Shares in the Ottawa-based company have been in a tailspin, down 19.5 per cent since last Thursday, when Shopify announced the equity deal. The stock sale appeared to catch investors off guard, as the company laid out no specific details for spending the money and had previously said it was not planning an offering. Equity markets have also been slumping in recent days, which has not helped matters. Shopify’s U.S.-listed shares, which fell 13 per cent on Friday, dropped another 7.5 per cent on Monday, closing at US$129.66.

Shopify has been a market favourite ever since it went public in 2015, and prior to Thursday’s news, its share price was up 59 per cent so far this year on the New York Stock Exchange. The rally reflected strong revenue growth along with assurances from company executives that Shopify’s US$1.6-billion cash holdings would cover its growth strategy. The company remains unprofitable as it spends to get bigger, and lost US$63-million in the first nine months of the year.

Shopify executives have consistently said they try to hold cash reserves equal to 10 per cent of the company’s market capitalization, which is currently US$14.3-billion. In a conference call in August, Shopify chief financial officer Amy Shapero explained the company was renewing a filing with market regulators known as a shelf prospectus. These filings, which allow companies to raise capital quickly, sometimes signal a plan to sell new shares, which can depress the share price. But the CFO went out of her way to deal with those concerns. Ms. Shapero said: “To be clear, we consider this to be ordinary course of business, given the pending expiry of our current shelf, and we have no current intention to undertake an offering."

Shopify used that shelf prospectus on Thursday to sell 2.6 million shares at US$154 each, a 4-per-cent discount to the market price at the time, in an offering that was led by investment banks Morgan Stanley and Credit Suisse. Shopify executives declined to comment further on the equity offering, which is expected to close on Tuesday.

Shopify’s investment banks guaranteed the company US$154 a share and received a 2.5-per-cent fee on the deal, according to analyst Blair Abernethy at IA Securities. Investment bankers at rival firms said the subsequent decline in Shopify’s stock indicates not all the shares sold to investors on the original terms. Whenever that happens, the investment banks leading the deal often have to cut the price and take a loss, in order to ensure they can move the stock to clients.

This sort of equity sale also often attracts hedge funds, who buy into offerings on expectations that the stock price will pop and are quick to sell their positions if a stock slumps, which can make for significant price swings after a financing. Executives at Morgan Stanley and Credit Suisse declined comment.

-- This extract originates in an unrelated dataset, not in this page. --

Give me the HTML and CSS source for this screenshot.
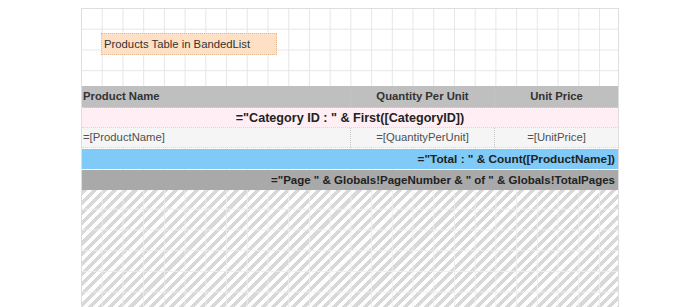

This is the second large equity offering from Shopify this year, Mr. Abernethy noted. “While the company has yet to deploy the US$657-million it raised in February at US$137 a share, we believe that this new financing reflects an expanding investment opportunity set,” he said. Mr. Abernethy expects Shopify will eventually use its capital for acquisitions, with a focus on e-commerce platforms that make use of artificial intelligence and augmented reality.

Eventually, Shopify is expected to invest its US$2-billion of cash on acquisitions that expand the services it offers, including moves into new sectors such as merchant cash-advances and shipping programs, while expanding to new markets and languages. The company currently provides sales software and other e-commerce services to more than 600,000 businesses in approximately 175 countries.